After completing Method in Theology, Bernard Lonergan looked around for a new project. Moved by a comment from Gustavo Gutierrez, Lonergan decided to return to the work he had begun 30 years earlier on economics. One result of this decision was a course taught at Boston College, “Macroeconomics and the Dialectic of History”. This title suggests that in Lonergan’s mind economics is linked to the question of history: if history is constituted by acts of meaning, how can we account for an overarching course of historical development that is intended in no individual’s acts of meaning? Here we are reminded of Tolstoy’s criticism of those inclined to locate the burning of Moscow and Napoleon’s ultimate defeat in the intentions and deeds of the generals. Nothing, for Tolstoy, could be more irrelevant to history. For Lonergan, history is constituted by meaning because it is the result of a dialectic (the concrete unfolding of linked but opposed principles of change) and the exigencies and operations that constitute that dialectic are human. Individuals adopt meaningful cultural patterns and participate meaningfully in political and economic institutions, except, that is, when they don’t. The fallibility of human cooperation accounts for the difference between progress and decline, between intelligent, reasonable, and responsible cooperation and its opposite. What then is a human, intelligent, reasonable, and responsible pattern of economic cooperation?
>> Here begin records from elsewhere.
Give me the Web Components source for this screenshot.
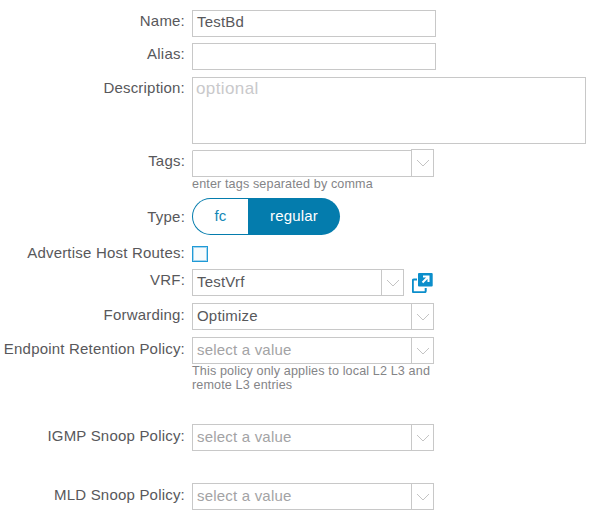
<!DOCTYPE html>
<html>
<head>
<meta charset="utf-8">
<style>
    html, body { margin: 0; background: #fff; }
    body {
        font-family: "Liberation Sans", Arial, sans-serif;
        font-size: 15px;
        letter-spacing: .2px;
        color: #58585b;
    }
    bd-form { padding-top: 10px; }
</style>
</head>
<body>
<bd-form>
    <form-row label="Name:" gap="6"><text-box value="TestBd"></text-box></form-row>
    <form-row label="Alias:" gap="7"><text-box></text-box></form-row>
    <form-row label="Description:" gap="6"><text-box area placeholder="optional"></text-box></form-row>
    <form-row label="Tags:" gap="7">
        <select-box width="242" tags></select-box>
        <small slot="hint">enter tags separated by comma</small>
    </form-row>
    <form-row label="Type:" gap="11" top="10"><type-toggle></type-toggle></form-row>
    <form-row label="Advertise Host Routes:" gap="7" top="-2"><check-box></check-box></form-row>
    <form-row label="VRF:" gap="7">
        <select-box width="212" value="TestVrf"></select-box>
        <open-icon></open-icon>
    </form-row>
    <form-row label="Forwarding:" gap="7" top="3"><select-box value="Optimize"></select-box></form-row>
    <form-row label="Endpoint Retention Policy:" gap="32" top="3">
        <select-box placeholder="select a value"></select-box>
        <small slot="hint">This policy only applies to local L2 L3 and<br>remote L3 entries</small>
    </form-row>
    <form-row label="IGMP Snoop Policy:" gap="32" top="3"><select-box placeholder="select a value"></select-box></form-row>
    <form-row label="MLD Snoop Policy:" top="3"><select-box placeholder="select a value"></select-box></form-row>
</bd-form>

<script>
customElements.define("bd-form", class extends HTMLElement {
    connectedCallback() {
        if (this.shadowRoot) return
        this.attachShadow({mode: "open"}).innerHTML = `
            <style>
                :host { display: block; }
            </style>
            <slot></slot>
        `
    }
})

customElements.define("form-row", class extends HTMLElement {
    connectedCallback() {
        if (this.shadowRoot) return
        this.attachShadow({mode: "open"}).innerHTML = `
            <style>
                :host {
                    display: grid;
                    grid-template-columns: 185px auto;
                    column-gap: 7px;
                    justify-content: start;
                    align-items: start;
                }
                .label {
                    text-align: right;
                    line-height: 18px;
                    margin-top: var(--label-top, 2px);
                    white-space: nowrap;
                }
                .control {
                    display: flex;
                    align-items: center;
                    gap: 8px;
                }
                .hint {
                    grid-column: 2;
                    color: #848487;
                }
                ::slotted(small) {
                    display: block;
                    font-size: 12.6px;
                    line-height: 14px;
                    letter-spacing: .13px;
                }
            </style>
            <div class="label"></div>
            <div class="control"><slot></slot></div>
            <div class="hint"><slot name="hint"></slot></div>
        `
        this.shadowRoot.querySelector(".label").textContent = this.getAttribute("label")
        this.style.marginBottom = (this.getAttribute("gap") || 0) + "px"
        if (this.hasAttribute("top")) this.style.setProperty("--label-top", this.getAttribute("top") + "px")
    }
})

customElements.define("text-box", class extends HTMLElement {
    connectedCallback() {
        if (this.shadowRoot) return
        this.attachShadow({mode: "open"}).innerHTML = `
            <style>
                :host {
                    display: block;
                    box-sizing: border-box;
                    width: 244px;
                    height: 27px;
                    border: 1px solid #c8c8c8;
                    padding: 0 4px;
                    line-height: 22px;
                }
                :host([area]) {
                    width: 394px;
                    height: 67px;
                    padding: 0 3px;
                    font-size: 17px;
                    letter-spacing: .4px;
                    line-height: 22px;
                }
                .ph { color: #c9c9cb; }
            </style>
            <span></span>
        `
        const span = this.shadowRoot.querySelector("span")
        if (this.hasAttribute("placeholder")) {
            span.textContent = this.getAttribute("placeholder")
            span.className = "ph"
        } else {
            span.textContent = this.getAttribute("value") || ""
        }
    }
})

customElements.define("select-box", class extends HTMLElement {
    connectedCallback() {
        if (this.shadowRoot) return
        this.attachShadow({mode: "open"}).innerHTML = `
            <style>
                :host {
                    display: flex;
                    box-sizing: border-box;
                    height: 27px;
                    width: 242px;
                    border: 1px solid #c8c8c8;
                }
                /* the tags arrow sits a pixel above its input */
                :host([tags]) { border-top-color: transparent; }
                :host([tags]) .text { box-shadow: 0 -1px 0 #c8c8c8; }
                :host([tags]) .arrow {
                    margin-top: -2px;
                    border-top: 1px solid #c8c8c8;
                    border-right: 1px solid #c8c8c8;
                    margin-right: -1px;
                }
                .text {
                    flex: 1;
                    padding: 0 4px;
                    line-height: 24px;
                    white-space: nowrap;
                }
                .ph { color: #a3a3a5; }
                .arrow {
                    width: 21px;
                    border-left: 1px solid #c8c8c8;
                    display: flex;
                    align-items: center;
                    justify-content: center;
                }
            </style>
            <div class="text"></div>
            <div class="arrow">
                <svg width="14" height="8" viewBox="0 0 14 8"><path d="M1 1 7 7 13 1" fill="none" stroke="#c4c4c4" stroke-width="1"/></svg>
            </div>
        `
        const text = this.shadowRoot.querySelector(".text")
        if (this.hasAttribute("placeholder")) {
            text.textContent = this.getAttribute("placeholder")
            text.className = "text ph"
        } else {
            text.textContent = this.getAttribute("value") || ""
        }
        if (this.hasAttribute("width")) this.style.width = this.getAttribute("width") + "px"
    }
})

customElements.define("type-toggle", class extends HTMLElement {
    connectedCallback() {
        if (this.shadowRoot) return
        this.attachShadow({mode: "open"}).innerHTML = `
            <style>
                :host {
                    display: flex;
                    box-sizing: border-box;
                    width: 148px;
                    height: 37px;
                    background: #047cad;
                    border-radius: 19px;
                    padding: 1px 0 1px 1px;
                    line-height: 34px;
                    text-align: center;
                }
                .fc {
                    width: 55px;
                    background: #fff;
                    color: #1287b6;
                    border-radius: 18px 0 0 18px;
                }
                .regular { flex: 1; color: #fff; }
            </style>
            <div class="fc">fc</div>
            <div class="regular">regular</div>
        `
    }
})

customElements.define("check-box", class extends HTMLElement {
    connectedCallback() {
        if (this.shadowRoot) return
        this.attachShadow({mode: "open"}).innerHTML = `
            <style>
                :host {
                    display: block;
                    box-sizing: border-box;
                    width: 16px;
                    height: 16px;
                    border: 1px solid #1f9ad6;
                    box-shadow: inset 0 0 0 1px #a5d5ee;
                    background: #f7fbfd;
                }
            </style>
        `
    }
})

customElements.define("open-icon", class extends HTMLElement {
    connectedCallback() {
        if (this.shadowRoot) return
        this.attachShadow({mode: "open"}).innerHTML = `
            <style>
                :host { display: block; width: 21px; height: 20px; }
                svg { display: block; }
            </style>
            <svg width="21" height="20" viewBox="0 0 21 20">
                <rect x="6" y="0" width="14.700" height="13.500" rx="1" fill="#0b8ecb"/>
                <path d="M16 4 10.500 9.500M11 3.500H16.500V9" fill="none" stroke="#fff" stroke-width="2"/>
                <path d="M5 6.500H2A1.200 1.200 0 0 0 .8 7.700V18A1.200 1.200 0 0 0 2 19.200H12.500A1.200 1.200 0 0 0 13.700 18V15" fill="none" stroke="#0b8ecb" stroke-width="2"/>
            </svg>
        `
    }
})
</script>
</body>
</html>
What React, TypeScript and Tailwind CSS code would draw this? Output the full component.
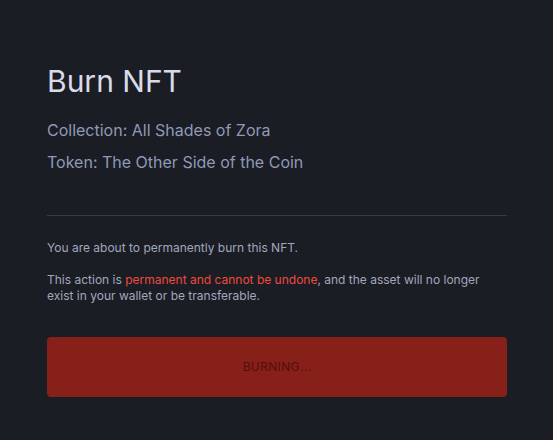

Martin provides an engaging introduction to Lonergan’s contribution to an answer to this question. He begins with existential concerns of contemporary readers and moves toward Lonergan’s theoretical understanding of economic activity, concluding with a recommendation for collaboration between theologians and economists in the dual process of healing from above (centered on grace and conversion) and creativity from below (the application of practical reason to the world’s concrete economic difficulties). Healing and Creativity in Economic Ethics begins with an overview of Catholic Social Teaching and economic anthropology. The text then examines radical and neo-conservative appropriations of Catholic teaching. Martin offers a fair case for the legitimate reading of papal encyclicals on both sides and leaves the reader with a genuine sense that something is missing. Lonergan’s way forward is a more humane economics that respects human sociality, the integrity of human intelligence, the concrete character of the human good, and the reality of grace.
Martin succeeds in introducing his reader to the many relevant sides of Lonergan’s thought in a clear and accessible style. His explanation of Lonergan’s economic theory is studded with examples from current business practice that may engage readers and students in lively discussion and provide familiar images to assist the reader’s understanding. Martin’s own appropriation of the history of economic theory is deliberately dialectical and indicates his own struggle for authenticity. There are no ‘black hats’ in this text, yet he is critical of ethically normative but nonspecific directives and of pragmatic mandates that do not respect the fullness of economic anthropology articulated in Catholic Social Teaching. Particularly instructive is his critical evaluation of tension between the aim and the method of ‘living wage’ proposals.
For all its promise, this is admittedly not a completely clean text. It should be noted in the diagram on p. 131 that the direction of the arrows on the lower left hand side labeled “E’” and “c’O’” should be reversed. Despite this, Marin’s book will provide a helpful resource for theologians struggling to understand history’s place in theology and to articulate an intelligent critique of current economic ideologies and practice. There is good reason to believe that the necessary corrections will be made in a second edition.